Although Bernanke bluntly acknowledged, “I don’t know the insurance business,” Geithner continued to urge them to commit. The systemic risk was just too great, he insisted.

After hearing his arguments, Bernanke told him to develop a plan. Once he came back to them with more details, they’d formally vote on how to proceed.

“Let me just make sure I’m characterizing the support of you and the board on this accurately… .” Geithner then repeated what had just been said.

Michael Wiseman and Jamie Gamble passed through security at the Fed and went in search of Braunstein. They needed to understand what was happening with AIG, and if nothing was happening, they needed his team to help them plan for the bankruptcy.
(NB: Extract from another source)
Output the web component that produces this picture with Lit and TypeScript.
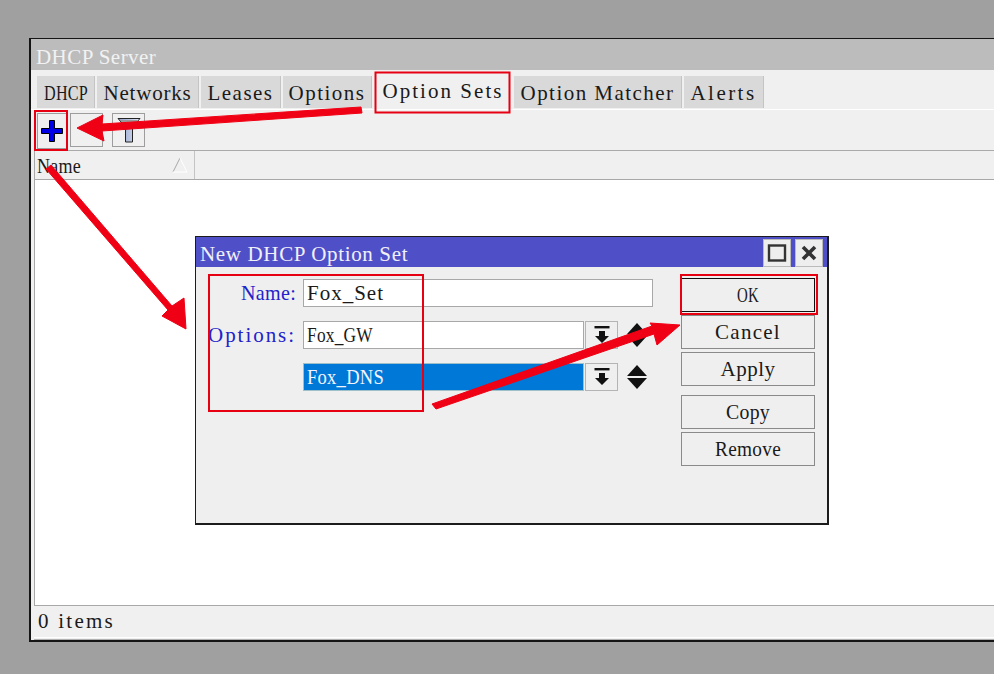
import { LitElement, html, css, svg } from "lit";
import { customElement } from "lit/decorators.js";
import { styleMap } from "lit/directives/style-map.js";

const TABS = [
  { label: "DHCP", w: 58 },
  { label: "Networks", w: 102 },
  { label: "Leases", w: 80 },
  { label: "Options", w: 89 },
  { label: "Option Sets", w: 138, sel: true },
  { label: "Option Matcher", w: 168 },
  { label: "Alerts", w: 80 },
];

const PITCH = 11;
const MIN_SPACING = 0.3;
const ctx = document.createElement("canvas").getContext("2d")!;
ctx.font = '21px "Liberation Serif"';

/**
 * The reference face is fixed-pitch. Spread each string to 11px per glyph; strings heavy
 * in capitals cannot reach that by spacing alone, so they are narrowed horizontally.
 */
function t(s: string) {
  const target = PITCH * s.length;
  const natural = ctx.measureText(s).width;
  const spacing = Math.max(MIN_SPACING, (target - natural) / s.length);
  const scale = Math.min(1, target / (natural + spacing * s.length));
  return html`<span
    class="txt"
    style=${styleMap({
      width: `${target}px`,
      letterSpacing: `${spacing.toFixed(2)}px`,
      transform: scale < 1 ? `scaleX(${scale.toFixed(3)})` : "none",
    })}
    >${s}</span
  >`;
}

@customElement("app-root")
export class AppRoot extends LitElement {
  static styles = css`
    :host { display: block; }
    * { box-sizing: border-box; }
    .txt { display: inline-block; white-space: pre; transform-origin: left center; flex: none; }
    .page {
      position: relative; width: 994px; height: 674px; overflow: hidden;
      background: #a0a0a0; padding: 38px 0 0 29px;
      font-family: "Liberation Serif", serif; font-size: 21px; color: #1a1a1a;
    }
    .win {
      width: 1000px; height: 604px; display: flex; flex-direction: column;
      background: #f0f0f0; border: 2px solid #151515; border-top-width: 1px;
    }
    .wtitle { height: 31px; background: #bcbcbc; color: #f2f2f2; padding: 5px 0 0 5px; display: flex; align-items: center; }
    .tabs { height: 40px; display: flex; align-items: flex-end; padding: 0 0 1px 6px; gap: 2px; border-bottom: 1px solid #fff; }
    .tab { height: 32px; padding-top: 3px; background: #d9d9d9; display: flex; align-items: center; justify-content: center; border-right: 1px solid #c4c4c4; }
    .tab.sel { background: #f0f0f0; height: 36px; align-items: flex-start; padding-top: 6px; margin-bottom: -1px; border: 0; }
    .tools { height: 41px; display: flex; gap: 9px; padding: 3px 0 0 3px; border-bottom: 1px solid #aaa; margin-left: 3px; }
    .tool { width: 33px; height: 34px; border: 1px solid #9d9d9d; display: flex; align-items: center; justify-content: center; background: #f0f0f0; }
    .tool.first { margin-right: -6px; width: 30px; height: 36px; }
    .table { flex: 1; margin-left: 3px; display: flex; flex-direction: column; border-left: 1px solid #a8a8a8; }
    .thead { height: 29px; display: flex; border-bottom: 1px solid #a8a8a8; }
    .col { width: 160px; border-right: 1px solid #c4c4c4; position: relative; padding: 2px 0 0 2px; display: flex; align-items: center; background: #f0f0f0; }
    .col svg { position: absolute; right: 6px; top: 6px; }
    .tbody { flex: 1; background: #fff; }
    .status { height: 32px; margin-left: 3px; border-top: 1px solid #a8a8a8; padding-left: 4px; display: flex; align-items: center; }
    .wfoot { height: 3px; margin-left: 3px; border-top: 1px solid #fff; border-bottom: 1px solid #b0b0b0; }

    .dlg {
      position: absolute; left: 195px; top: 236px; width: 634px; height: 289px;
      background: #efefef; border: 1px solid #1c1c1c; border-right-width: 2px; border-bottom-width: 2px;
      display: flex; flex-direction: column;
    }
    .dtitle { height: 30px; background: #4f4fc8; color: #f0f0f8; display: flex; align-items: flex-start; justify-content: space-between; padding: 0 4px 0 4px; }
    .dname { padding-top: 5px; }
    .dbtns { display: flex; gap: 4px; margin-top: 2px; }
    .dbtn { width: 28px; height: 28px; background: #eee; border: 1px solid #bbb; display: flex; align-items: center; justify-content: center; }
    .dbody { flex: 1; display: flex; justify-content: space-between; padding: 11px 12px 0 0; }
    .form { display: flex; flex-direction: column; gap: 14px; padding-top: 1px; }
    .row { display: flex; align-items: center; height: 28px; }
    .lbl { width: 107px; text-align: right; color: #2222cc; padding: 1px 7px 0 0; white-space: nowrap; }
    .inp { height: 28px; background: #fff; border: 1px solid #a8a8a8; padding: 1px 0 0 3px; display: flex; align-items: center; width: 350px; }
    .inp.short { width: 281px; }
    .inp.pick { background: #0078d7; color: #f4f4ff; border-color: #9fc0c8; }
    .drop { width: 33px; height: 28px; margin-left: 1px; border: 1px solid #b4b4b4; display: flex; align-items: center; justify-content: center; }
    .updn { margin-left: 9px; display: block; }
    .side { width: 134px; display: flex; flex-direction: column; gap: 3px; }
    .btn { height: 34px; padding-top: 1px; border: 1px solid #8a8a8a; display: flex; align-items: center; justify-content: center; background: #efefef; }
    .btn.def { border: 1px solid #111; }
    .btn.gap { margin-top: 6px; }
    .over { position: absolute; left: 0; top: 0; pointer-events: none; }
  `;

  private dropIcon() {
    return html`<svg width="18" height="20" viewBox="0 0 18 20"><rect x="1.5" y="1" width="15" height="2.4" fill="#111"/><path d="M6 6h6v5h4l-7 7-7-7h4z" fill="#111"/></svg>`;
  }
  private updnIcon() {
    return html`<svg class="updn" width="20" height="24" viewBox="0 0 20 24"><path d="M10 0 20 11H0z" fill="#111"/><path d="M0 13h20L10 24z" fill="#111"/></svg>`;
  }

  render() {
    return html`<div class="page">
      <div class="win">
        <div class="wtitle">${t("DHCP Server")}</div>
        <div class="tabs">
          ${TABS.map((x) => html`<div class="tab ${x.sel ? "sel" : ""}" style="width:${x.w}px">${t(x.label)}</div>`)}
        </div>
        <div class="tools">
          <div class="tool first">
            <svg width="24" height="24" viewBox="0 0 24 24"><path d="M9.5 1.5h5v8h8v5h-8v8h-5v-8h-8v-5h8z" fill="#0000e6" stroke="#000" stroke-width="1"/></svg>
          </div>
          <div class="tool"></div>
          <div class="tool">
            <svg width="24" height="26" viewBox="0 0 24 26">
              <defs><linearGradient id="fg" x1="0" y1="0" x2="1" y2="0"><stop offset="0" stop-color="#8f9fc8"/><stop offset="1" stop-color="#dfe6f6"/></linearGradient></defs>
              <path d="M1 1.5h22L15.5 10v15h-7V10z" fill="url(#fg)" stroke="#222" stroke-width="1"/>
              <path d="M3 3h18l-5 5H8z" fill="#9a9a9a"/>
            </svg>
          </div>
        </div>
        <div class="table">
          <div class="thead">
            <div class="col">${t("Name")}
              <svg width="16" height="16" viewBox="0 0 16 16"><path d="M1 15 8 1" stroke="#a8a8a8" fill="none"/><path d="M8 1l7 14H1" stroke="#fff" fill="none"/></svg>
            </div>
          </div>
          <div class="tbody"></div>
        </div>
        <div class="status">${t("0 items")}</div>
        <div class="wfoot"></div>
      </div>

      <div class="dlg">
        <div class="dtitle">
          <div class="dname">${t("New DHCP Option Set")}</div>
          <div class="dbtns">
            <div class="dbtn"><svg width="20" height="18" viewBox="0 0 20 18"><rect x="2" y="1.5" width="16" height="15" fill="none" stroke="#333" stroke-width="2.4"/></svg></div>
            <div class="dbtn"><svg width="18" height="18" viewBox="0 0 18 18"><path d="M3 3 15 15M15 3 3 15" stroke="#333" stroke-width="3.6" fill="none"/></svg></div>
          </div>
        </div>
        <div class="dbody">
          <div class="form">
            <div class="row"><div class="lbl">${t("Name:")}</div><div class="inp">${t("Fox_Set")}</div></div>
            <div class="row"><div class="lbl">${t("Options:")}</div><div class="inp short">${t("Fox_GW")}</div><div class="drop">${this.dropIcon()}</div>${this.updnIcon()}</div>
            <div class="row"><div class="lbl"></div><div class="inp short pick">${t("Fox_DNS")}</div><div class="drop">${this.dropIcon()}</div>${this.updnIcon()}</div>
          </div>
          <div class="side">
            <div class="btn def">${t("OK")}</div>
            <div class="btn">${t("Cancel")}</div>
            <div class="btn">${t("Apply")}</div>
            <div class="btn gap">${t("Copy")}</div>
            <div class="btn">${t("Remove")}</div>
          </div>
        </div>
      </div>

      <svg class="over" width="994" height="674" viewBox="0 0 994 674">
        ${svg`<g fill="none" stroke="#e60012" stroke-width="2">
          <rect x="375.5" y="72.5" width="134" height="40"/>
          <rect x="35" y="111" width="32" height="39"/>
          <rect x="209" y="275" width="214" height="136"/>
          <rect x="681" y="275" width="136" height="39"/>
        </g>
        <g fill="#f00014" stroke="#f00014" stroke-linejoin="round" stroke-width="1">
          <path d="M361 107 362 113 102 131 104 141 77 128 103 115 102 124Z"/>
          <path d="M46 169 51 165 172 306 184 298 186 329 162 316 168 310Z"/>
          <path d="M432 404 436 409 654 334 657 345 680 325 650 323 652 326Z"/>
        </g>`}
      </svg>
    </div>`;
  }
}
Wiseman finally tracked him down in the confidential meeting that was still going on about how the Fed could backstop AIG. “Listen, we don’t have a lot of time and we could use your help with some of the numbers,” he told him angrily after pulling him out of the room. “But we need to know which hat you’re wearing. Are you working for us, the Fed, or JP Morgan?”

“I don’t think I can answer that question without talking to my lawyer,” Braunstein said after a pause. Signaling that he needed a second, he dashed back into the conference room.

When he emerged a few moments later, he said stiffly to Wiseman: “I can’t talk. You should contact Treasury directly.”

“Okay. Thanks,” Wiseman said, putting out his hand to shake it, but Braunstein only turned around and returned to his meeting.

Within seconds, an aide from the Federal Reserve appeared and informed Wiseman and Gamble that they had to leave the building.

“Did you just see that?” Wiseman asked Gamble as they were escorted to the door. “Doug wouldn’t even shake my hand. What the fuck is going on in there?”

However resistant Hank Paulson had been to the idea of a bailout, after getting off the phone at 10:30 a.m. with Geithner, who had walked him through the latest plan, he could see where the markets were headed, and it scared him. During his time at Goldman, he had educated himself about the insurance industry, and with that background he understood how an AIG bankruptcy could very well trigger a global panic. As a regular visitor to Asia, he also knew how much business AIG did there and how many foreign governments owned its debt. Foreign governments had already been calling Treasury to express their anxiety about AIG’s failing.

Jim Wilkinson asked incredulously, “Are we really going to rescue this insurance company?”

Paulson just stared at him as if to say that only a madman would just stand by and do nothing.